Response and Engagement Rates
Monitor how many investors request follow-up meetings, ask for additional materials, or introduce you to other potential investors. High-quality pitches generate these positive responses even when investors ultimately pass.
Feedback Quality and Learning
Pay attention to the types of questions investors ask and concerns they raise. Consistent feedback themes indicate areas where your pitch needs strengthening or clarification.
Use investor feedback to continuously improve your deck and address common concerns proactively in future presentations.
Your Path to Pitch Deck Success
Creating an effective pitch deck requires balancing comprehensive information with clear, compelling presentation. Each element must contribute to your overall narrative while addressing specific investor concerns and decision criteria.
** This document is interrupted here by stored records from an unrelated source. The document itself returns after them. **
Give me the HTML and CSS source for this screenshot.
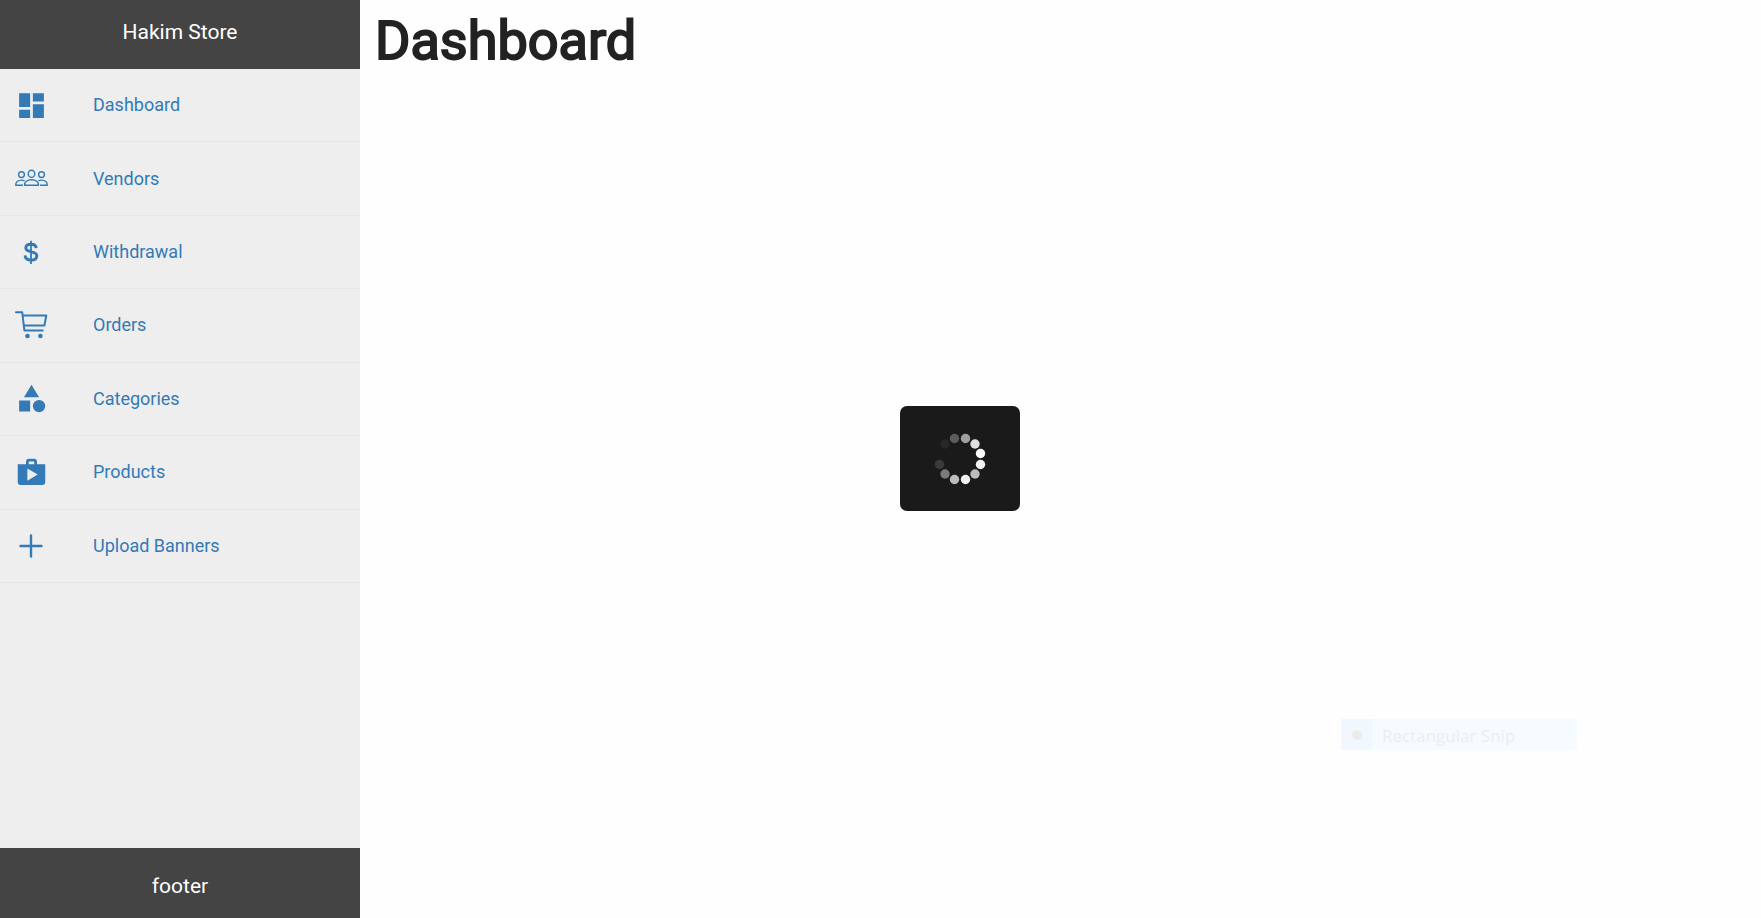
FILE: index.html
```html
<!DOCTYPE html>
<html lang="en">
<head>
<meta charset="utf-8">
<meta name="viewport" content="width=device-width, initial-scale=1">
<title>Hakim Store</title>
<link rel="stylesheet" href="styles.css">
</head>
<body>
<div class="layout">
  <aside class="sidebar">
    <header class="sidebar-header">Hakim Store</header>
    <nav class="sidebar-nav">
      <ul class="menu">
        <li class="menu-item"><a class="menu-link" href="#dashboard">
          <svg class="icon" viewBox="0 0 24 24" aria-hidden="true"><path d="M3 13h8V3H3v10zm0 8h8v-6H3v6zm10 0h8V11h-8v10zm0-18v6h8V3h-8z"/></svg>
          <span>Dashboard</span></a></li>
        <li class="menu-item"><a class="menu-link" href="#vendors">
          <svg class="icon line" viewBox="0 0 33 33" aria-hidden="true"><ellipse cx="16.5" cy="11.800" rx="3.300" ry="3.600"/><circle cx="6.500" cy="12.600" r="2.900"/><circle cx="26.500" cy="12.600" r="2.900"/><path d="M9.600 23.200h13.800c.4-3.200-2.700-5.400-6.900-5.400s-7.300 2.200-6.900 5.400zM8 23.200H.8c-.4-3.200 2.200-5.100 5.700-5.100 1.200 0 2.200.2 3.100.7M25 23.200h7.200c.4-3.200-2.200-5.100-5.700-5.100-1.200 0-2.200.2-3.100.7"/></svg>
          <span>Vendors</span></a></li>
        <li class="menu-item"><a class="menu-link" href="#withdrawal">
          <svg class="icon line dollar" viewBox="0 0 33 33" aria-hidden="true"><path d="M21.200 12.200c-.2-2.500-2.200-3.900-5.200-3.900-3.200 0-5.200 1.600-5.200 3.800 0 5.200 11 2.200 11 7.600 0 2.700-2.200 4.400-5.700 4.400-3.700 0-5.900-1.800-6-4.700"/><path class="dollar-bar" d="M16 4.800v23.200"/></svg>
          <span>Withdrawal</span></a></li>
        <li class="menu-item"><a class="menu-link" href="#orders">
          <svg class="icon line cart" viewBox="0 0 33 33" aria-hidden="true"><path d="M1 3.200h6.200l2.200 18.300h18.400M8 6.400h23.300l-1.900 10.200H9.100"/><circle class="wheel" cx="12.500" cy="27" r="2.300"/><circle class="wheel" cx="25.400" cy="27" r="2.300"/></svg>
          <span>Orders</span></a></li>
        <li class="menu-item"><a class="menu-link" href="#categories">
          <svg class="icon" viewBox="0 0 24 24" aria-hidden="true"><path d="M12 2l-5.500 9h11L12 2zM3 13.500h8v8H3z"/><circle cx="17.500" cy="17.500" r="4.500"/></svg>
          <span>Categories</span></a></li>
        <li class="menu-item"><a class="menu-link" href="#products">
          <svg class="icon" viewBox="0 0 24 24" aria-hidden="true"><path d="M16 6V4c0-1.110-.89-2-2-2h-4c-1.110 0-2 .89-2 2v2H2v13c0 1.110.89 2 2 2h16c1.110 0 2-.89 2-2V6h-6zm-6-2h4v2h-4V4zM9 18V9l7.500 4.500L9 18z"/></svg>
          <span>Products</span></a></li>
        <li class="menu-item"><a class="menu-link" href="#banners">
          <svg class="icon line plus" viewBox="0 0 33 33" aria-hidden="true"><path d="M16 6.500v21M5.500 17h21"/></svg>
          <span>Upload Banners</span></a></li>
      </ul>
    </nav>
    <footer class="sidebar-footer">footer</footer>
  </aside>
  <main class="content">
    <h1 class="page-title">Dashboard</h1>
  </main>
</div>
<div class="overlay">
  <div class="loader" role="status" aria-label="Loading">
    <svg class="spinner" viewBox="-26 -26 52 52" aria-hidden="true">
      <circle cx="5.500" cy="-20.500" r="4.700" fill="#a0a0a0"/>
      <circle cx="15" cy="-15" r="4.700" fill="#dfdfdf"/>
      <circle cx="20.500" cy="-5.500" r="4.700" fill="#ffffff"/>
      <circle cx="20.500" cy="5.500" r="4.700" fill="#f0f0f0"/>
      <circle cx="15" cy="15" r="4.700" fill="#bcbcbc"/>
      <circle cx="5.500" cy="20.500" r="4.700" fill="#f0f0f0"/>
      <circle cx="-5.500" cy="20.500" r="4.700" fill="#bcbcbc"/>
      <circle cx="-15" cy="15" r="4.700" fill="#7b7b7b"/>
      <circle cx="-20.500" cy="5.500" r="4.700" fill="#3a3a3a"/>
      <circle cx="-15" cy="-15" r="4.700" fill="#282828"/>
      <circle cx="-5.500" cy="-20.500" r="4.700" fill="#5b5b5b"/>
    </svg>
  </div>
</div>
<div class="snip"><span class="snip-mark"><span class="snip-dot"></span></span><span class="snip-label">Rectangular Snip</span></div>
</body>
</html>
```
FILE: styles.css
```css
* { box-sizing: border-box; }

body {
  margin: 0;
  background: #fefefe;
  color: #222;
  font-family: Roboto, "Liberation Sans", sans-serif;
}

.layout {
  display: flex;
  min-height: 100vh;
}

.sidebar {
  display: flex;
  flex-direction: column;
  flex: 0 0 360px;
  background: #eee;
}

.sidebar-header,
.sidebar-footer {
  background: #444;
  color: #fff;
  font-size: 21px;
  line-height: 24px;
  text-align: center;
}

.sidebar-header { padding: 20px 16px 25px; }
.sidebar-footer { padding: 26px 16px 20px; }

.sidebar-nav { flex: 1; }

.menu {
  display: grid;
  grid-template-rows: repeat(7, 1fr);
  min-height: 514px;
  margin: 0;
  padding: 0;
  list-style: none;
}

.menu-item {
  display: flex;
  border-bottom: 1px solid #e5e5e5;
}

.menu-link {
  display: flex;
  flex: 1;
  align-items: center;
  gap: 45px;
  padding: 0 15px;
  color: #337ab7;
  font-size: 18px;
  line-height: 24px;
  text-decoration: none;
}

.icon {
  flex: none;
  width: 33px;
  height: 33px;
  fill: currentColor;
}

.line {
  fill: none;
  stroke: currentColor;
  stroke-width: 1.4;
  overflow: visible;
}

.dollar { stroke-width: 2.9; }

.dollar-bar { stroke-width: 1.8; }

.cart {
  stroke-width: 2;
  stroke-linecap: round;
  stroke-linejoin: round;
}

.wheel {
  fill: currentColor;
  stroke: none;
}

.plus {
  stroke-width: 2.4;
  stroke-linecap: round;
}

.content {
  flex: 1;
  padding: 9px 15px;
}

.page-title {
  margin: 0;
  font-size: 54px;
  font-weight: 400;
  line-height: 64px;
  -webkit-text-stroke: 2px currentColor;
}

.overlay {
  position: fixed;
  inset: 0 0 1px 159px;
  display: grid;
  place-items: center;
  pointer-events: none;
}

.loader {
  display: grid;
  place-items: center;
  width: 120px;
  height: 105px;
  border-radius: 7px;
  background: #1a1a1a;
}

.spinner {
  width: 52px;
  height: 52px;
}

.snip {
  position: fixed;
  right: 184px;
  bottom: 168px;
  display: flex;
  width: 236px;
  height: 31px;
  background: #f6fbff;
  color: #ededed;
  font-family: "Open Sans", "Noto Sans", sans-serif;
  font-size: 17px;
  line-height: 34px;
}

.snip-mark {
  display: grid;
  place-items: center;
  width: 31px;
  background: #f0f7ff;
}

.snip-dot {
  width: 10px;
  height: 10px;
  border-radius: 50%;
  background: #ebebeb;
}

.snip-label { padding-left: 10px; }
```
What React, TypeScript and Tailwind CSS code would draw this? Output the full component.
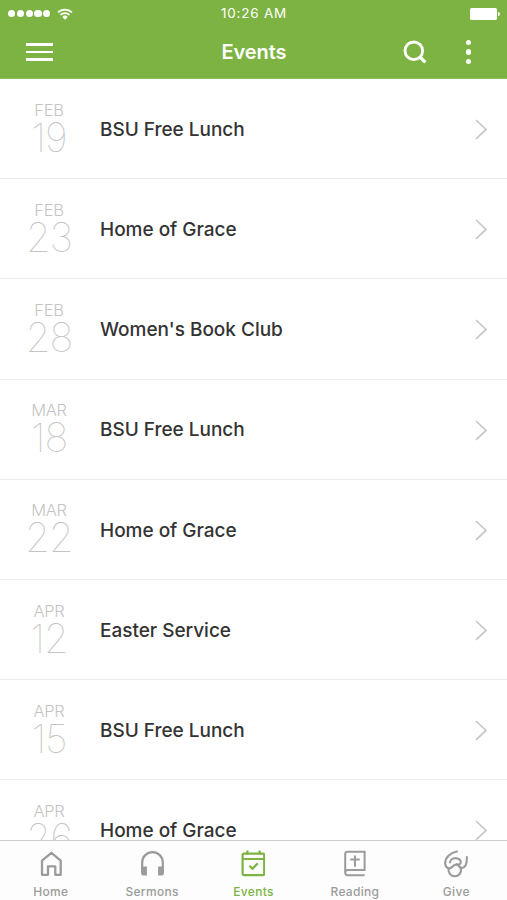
import React from 'react'

type IconProps = { className?: string }

const HomeIcon: React.FC<IconProps> = ({ className }) => (
  <svg viewBox="0 0 24 28" className={className} fill="none" stroke="currentColor" strokeWidth="2.3">
    <path d="M3 10.7 12.4 2.8l9.3 7.9v14.1h-5.4v-8.4H9v8.4H3z" strokeLinejoin="round" />
  </svg>
)

const HeadphonesIcon: React.FC<IconProps> = ({ className }) => (
  <svg viewBox="0 0 24 28" className={className} fill="none" stroke="currentColor" strokeWidth="2.2">
    <path d="M2.2 22V12.4a10.3 10.3 0 0 1 20.6 0V22" />
    <path d="M1.1 16.6h5.8v8.8H3.3a2.2 2.2 0 0 1-2.2-2.2zM23.9 16.6h-5.8v8.8h3.6a2.2 2.2 0 0 0 2.2-2.2z" fill="currentColor" stroke="none" />
  </svg>
)

const CalendarIcon: React.FC<IconProps> = ({ className }) => (
  <svg viewBox="0 0 24 28" className={className} fill="none" stroke="currentColor" strokeWidth="2.2">
    <rect x="1.6" y="3.6" width="21.6" height="21.6" rx="1.4" />
    <path d="M1.6 9h21.6M6.4 .6v4M18.6 .6v4" />
    <path d="m8.4 15.8 3 2.9 5.3-5.3" />
  </svg>
)

const BibleIcon: React.FC<IconProps> = ({ className }) => (
  <svg viewBox="0 0 24 28" className={className} fill="none" stroke="currentColor" strokeWidth="2">
    <path d="M21.6 25.2H4.8a2.6 2.6 0 0 1-2.6-2.6V3.7a2 2 0 0 1 2-2h17.4v18.4H4.8a2.6 2.6 0 0 0-2.6 2.5" />
    <path d="M12 5.4v11.4M7.3 9.5h9.4" />
  </svg>
)

const GiveIcon: React.FC<IconProps> = ({ className }) => (
  <svg viewBox="0 0 24 28" className={className} fill="none" stroke="currentColor" strokeWidth="2.1">
    <path d="M13.8 1.2C6 2.6 1 7.6 1.2 13.4c.1 2.4 1 4.2 3.2 4.9 2.1.4 3.4-.8 4.8-2.3 1.7-1.8 4-1.8 5.6-.2" />
    <path d="M5.9 13.2c.2-3.1 2.6-5.1 5.6-5.1 3.3 0 5.5 2 5.3 4.3-.3 2.3-3.2 2.8-5 1.4" />
    <path d="M4.6 18.2c-1 4.3 2.2 8 6.1 8 4.2 0 7-3.5 6.2-7.2-.3-1.3-1-2.4-2.1-3.2" />
    <path d="M22.8 6.2c.3 5.6-.5 10-3.4 11.4-2 .8-3.4-.2-4.6-1.8" />
  </svg>
)

const events = [
  { month: 'FEB', day: '19', title: 'BSU Free Lunch' },
  { month: 'FEB', day: '23', title: 'Home of Grace' },
  { month: 'FEB', day: '28', title: "Women's Book Club" },
  { month: 'MAR', day: '18', title: 'BSU Free Lunch' },
  { month: 'MAR', day: '22', title: 'Home of Grace' },
  { month: 'APR', day: '12', title: 'Easter Service' },
  { month: 'APR', day: '15', title: 'BSU Free Lunch' },
  { month: 'APR', day: '26', title: 'Home of Grace' },
]

const tabs = [
  { name: 'Home', icon: HomeIcon },
  { name: 'Sermons', icon: HeadphonesIcon },
  { name: 'Events', icon: CalendarIcon },
  { name: 'Reading', icon: BibleIcon },
  { name: 'Give', icon: GiveIcon },
]

const StatusBar: React.FC = () => (
  <div className="grid h-[27px] grid-cols-3 items-center pl-2 pr-[7px]">
    <div className="flex items-center">
      <div className="flex gap-[1.6px]">
        {[0, 1, 2, 3, 4].map((dot) => (
          <span key={dot} className="h-[7.2px] w-[7.2px] rounded-full bg-white" />
        ))}
      </div>
      <svg viewBox="0 0 16 12" className="ml-[7px] h-3 w-4" fill="none" stroke="white" strokeWidth="1.7">
        <path d="M1 4.4a10 10 0 0 1 14 0M3.4 7a6.6 6.6 0 0 1 9.2 0" />
        <path d="M5.3 8.9a3.9 3.9 0 0 1 5.4 0L8 11.7z" fill="white" stroke="none" />
      </svg>
    </div>
    <span className="text-center text-[13.5px] tracking-[0.75px] whitespace-nowrap">10:26 AM</span>
    <div className="flex items-center justify-end gap-px">
      <span className="h-3 w-[27px] rounded-[1.5px] bg-white" />
      <span className="h-1 w-[2px] rounded-r-full bg-white" />
    </div>
  </div>
)

const Header: React.FC = () => (
  <header className="h-[79px] shrink-0 border-b border-[#8fbe5e] bg-[#7cb342] text-white">
    <StatusBar />
    <div className="grid h-[50px] grid-cols-3 items-center pl-[26px] pr-9">
      <button aria-label="Menu" className="flex w-[27px] flex-col gap-[5px]">
        <span className="h-[2.5px] bg-white" />
        <span className="h-[2.5px] bg-white" />
        <span className="h-[2.5px] bg-white" />
      </button>
      <h1 className="pl-[11px] text-center text-[20px] font-semibold tracking-[-0.1px]">Events</h1>
      <div className="flex items-center justify-end gap-[38.5px]">
        <svg viewBox="0 0 24 24" className="h-6 w-6" fill="none" stroke="white" strokeWidth="2.9">
          <circle cx="10.8" cy="10.8" r="8.8" />
          <path d="m17 17 5.4 5.4" strokeWidth="3.2" />
        </svg>
        <div className="flex flex-col gap-[4.6px]">
          <span className="h-[5.2px] w-[5.2px] rounded-full bg-white" />
          <span className="h-[5.2px] w-[5.2px] rounded-full bg-white" />
          <span className="h-[5.2px] w-[5.2px] rounded-full bg-white" />
        </div>
      </div>
    </div>
  </header>
)

const App: React.FC = () => {
  return (
    <div className="flex h-[900px] w-[507px] flex-col overflow-hidden bg-white font-['Inter','Liberation_Sans',sans-serif]">
      <Header />

      {/* Event list */}
      <main className="flex-1 overflow-hidden">
        {events.map((event) => (
          <div key={`${event.month}-${event.day}`} className="flex h-[100.2px] items-center border-b border-[#ebebeb] pt-px pr-[19px]">
            <div className="mr-px flex w-[99px] shrink-0 flex-col items-center pb-[3px] text-[#c4c4c4]">
              <span className="pr-px text-[16.5px] leading-[20px] font-light tracking-[-0.3px]">{event.month}</span>
              <span className="pr-px text-[40px] leading-[36px] font-thin tracking-[-1px]">{event.day}</span>
            </div>
            <span className="flex-1 pt-[2px] text-[19px] font-medium tracking-[-0.02px] text-[#333333]">{event.title}</span>
            <svg viewBox="0 0 14 22" className="h-[22px] w-[14px]" fill="none" stroke="#c7c7c7" strokeWidth="1.7">
              <path d="m2 2 10 9.4L2 20.8" />
            </svg>
          </div>
        ))}
      </main>

      {/* Bottom tabs */}
      <nav className="grid h-[60px] shrink-0 grid-cols-5 border-t border-[#cfcfcf] bg-[#fdfdfd]">
        {tabs.map((tab) => {
          const Icon = tab.icon
          return (
            <button
              key={tab.name}
              className={`flex flex-col items-center pt-[9px] ${
                tab.name === 'Events' ? 'text-[#7cb342]' : 'text-[#9b9b9b]'
              }`}
            >
              <Icon className="h-7 w-6" />
              <span className="mt-[5px] text-[12px] leading-[18px] font-medium tracking-[0.3px]">{tab.name}</span>
            </button>
          )
        })}
      </nav>
    </div>
  )
}

export default App
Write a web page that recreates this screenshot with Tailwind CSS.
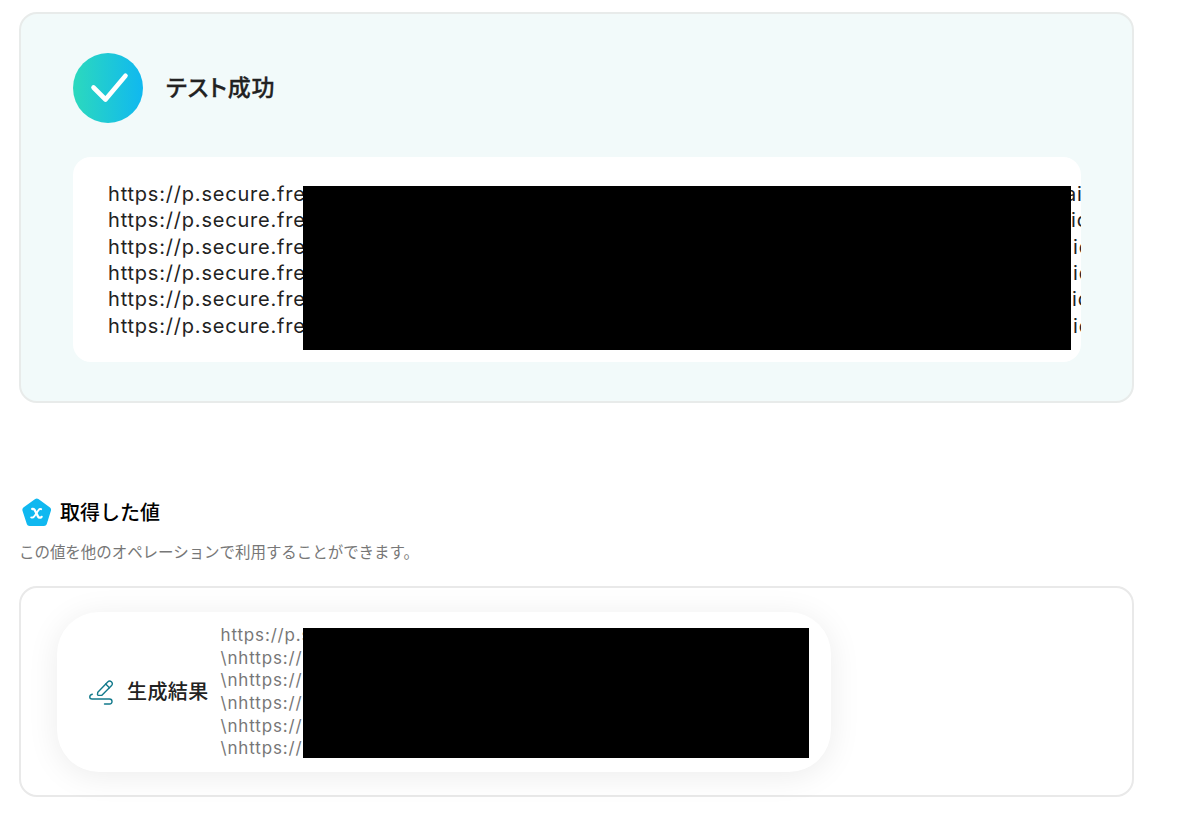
<!DOCTYPE html>
<html lang="ja">
<head>
  <meta charset="UTF-8" />
  <meta name="viewport" content="width=device-width, initial-scale=1.0" />
  <title>テスト成功</title>
  <script src="https://cdn.jsdelivr.net/npm/@tailwindcss/browser@4"></script>
</head>
<body class="bg-white text-[#222] font-[Inter,'Noto_Sans_CJK_JP',sans-serif] h-[814px] overflow-hidden pl-[19px] pt-3">
  <!-- Test result -->
  <section class="w-[1115px] h-[391px] rounded-[18px] border-2 border-[#e8ebea] bg-[#f2fafa] px-[52px] pt-[39px]">
    <div class="flex items-center gap-[23px]">
      <svg class="size-[70px]" viewBox="0 0 70 70" fill="none">
        <defs>
          <linearGradient id="ok" x1="0" y1="35" x2="70" y2="35" gradientUnits="userSpaceOnUse">
            <stop stop-color="#2cd9bd" />
            <stop offset="1" stop-color="#10b8f0" />
          </linearGradient>
        </defs>
        <circle cx="35" cy="35" r="35" fill="url(#ok)" />
        <path d="M20.5 34.5L32.5 46.5L52.5 22.8" stroke="#fff" stroke-width="4.6" stroke-linecap="round" stroke-linejoin="round" />
      </svg>
      <h1 class="text-[23px] leading-[34px] font-medium tracking-[0.035em] [-webkit-text-stroke:0.3px_#222] [font-feature-settings:'palt']">テスト成功</h1>
    </div>

    <div class="relative mt-[34px] h-[205px] w-[1008px] overflow-hidden rounded-[18px] bg-white pl-[35px] pt-[23.8px] text-[20px] leading-[26.4px] tracking-[0.04em] whitespace-nowrap">
      <div class="flex"><span class="w-[957px] shrink-0">https://p.secure.fre</span><span>aid</span></div>
      <div class="flex"><span class="w-[963px] shrink-0">https://p.secure.fre</span><span>id</span></div>
      <div class="flex"><span class="w-[965px] shrink-0">https://p.secure.fre</span><span>id</span></div>
      <div class="flex"><span class="w-[965px] shrink-0">https://p.secure.fre</span><span>id</span></div>
      <div class="flex"><span class="w-[964px] shrink-0">https://p.secure.fre</span><span>id</span></div>
      <div class="flex"><span class="w-[965px] shrink-0">https://p.secure.fre</span><span>id</span></div>
      <div class="absolute left-[230px] top-[29px] h-[164px] w-[768px] bg-black"></div>
    </div>
  </section>

  <!-- Values obtained -->
  <div class="mt-[95px] flex items-center">
    <svg class="-mt-0.5 ml-[3px] h-[29px] w-[30px]" viewBox="0 0 30 29">
      <path d="M13.2 1.1Q14.8 0 16.4 1.1L28 9.6Q29.5 10.8 28.9 12.7L24.7 26.2Q24 28 22 28H7.5Q5.5 28 4.9 26.2L0.5 12.7Q0 10.8 1.4 9.6Z" fill="#10b8f0" />
      <path d="M10.2 11H11.2Q12.2 11 12.7 12L16.1 18.6Q16.6 19.6 17.6 19.6H18.6Q19.4 19.6 19.6 18.8" fill="none" stroke="#fff" stroke-width="2.3" stroke-linecap="round" />
      <path d="M19.2 11.2Q17.6 10.6 16.6 12L12.2 18.4Q11 20 9.2 19.4" fill="none" stroke="#fff" stroke-width="1.8" stroke-linecap="round" />
    </svg>
    <h2 class="ml-2 text-[20px] leading-[30px] font-medium text-black">取得した値</h2>
  </div>
  <p class="mt-[13px] text-[15.5px] leading-[24px] tracking-[-0.05px] text-[#777]">この値を他のオペレーションで利用することができます。</p>

  <section class="mt-[21px] h-[211px] w-[1115px] rounded-[18px] border-2 border-[#e9e9e9] bg-white pl-[36px] pt-[24px]">
    <div class="relative flex h-[160px] w-[774px] items-center rounded-[42px] bg-white pl-[32px] shadow-[0_4px_32px_rgba(0,0,0,0.08)]">
      <svg class="size-[25px]" viewBox="0 0 25 25" fill="none" stroke="#137a8c" stroke-width="1.4" stroke-linecap="round" stroke-linejoin="round">
        <path d="M8.8 12.2L18.7 1.9Q20.5 0.2 22.4 1.8Q24.2 3.8 22.6 5.6L12.9 15.2L9.3 15.4Q8.4 15.3 8.5 14.3Z" />
        <path d="M16.7 4L20.4 7.8" />
        <path d="M3.3 14.2C-0.2 15 0.1 19 3.1 19H20.5C23.8 19 23.9 24 20.5 24H15.5" />
      </svg>
      <span class="ml-[13px] w-[94px] shrink-0 text-[20px] leading-[30px] font-medium tracking-[0.02em]">生成結果</span>
      <div class="-ml-[0.5px] text-[17px] leading-[22.6px] tracking-[0.05em] text-[#777] whitespace-nowrap">
        <div>https://p.s</div>
        <div>\nhttps://</div>
        <div>\nhttps://</div>
        <div>\nhttps://</div>
        <div>\nhttps://</div>
        <div>\nhttps://</div>
      </div>
      <div class="absolute left-[246px] top-[16px] h-[130px] w-[506px] bg-black"></div>
    </div>
  </section>
</body>
</html>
Remember that your pitch deck’s primary goal is securing follow-up meetings where you can dive deeper into areas that interest potential investors. Every slide should serve this objective by building credibility, demonstrating opportunity, and motivating action.
Start with these 10 essential elements as your foundation, then customize based on your specific business, audience, and fundraising objectives. The companies that secure funding aren’t necessarily those with the best ideas—they’re the ones that present their opportunities most compellingly to the right investors at the right time.
Take time to craft each element thoughtfully, practice your presentation extensively, and continuously refine based on real investor feedback. Your pitch deck is an investment in your company’s future that can unlock the resources you need to turn vision into reality.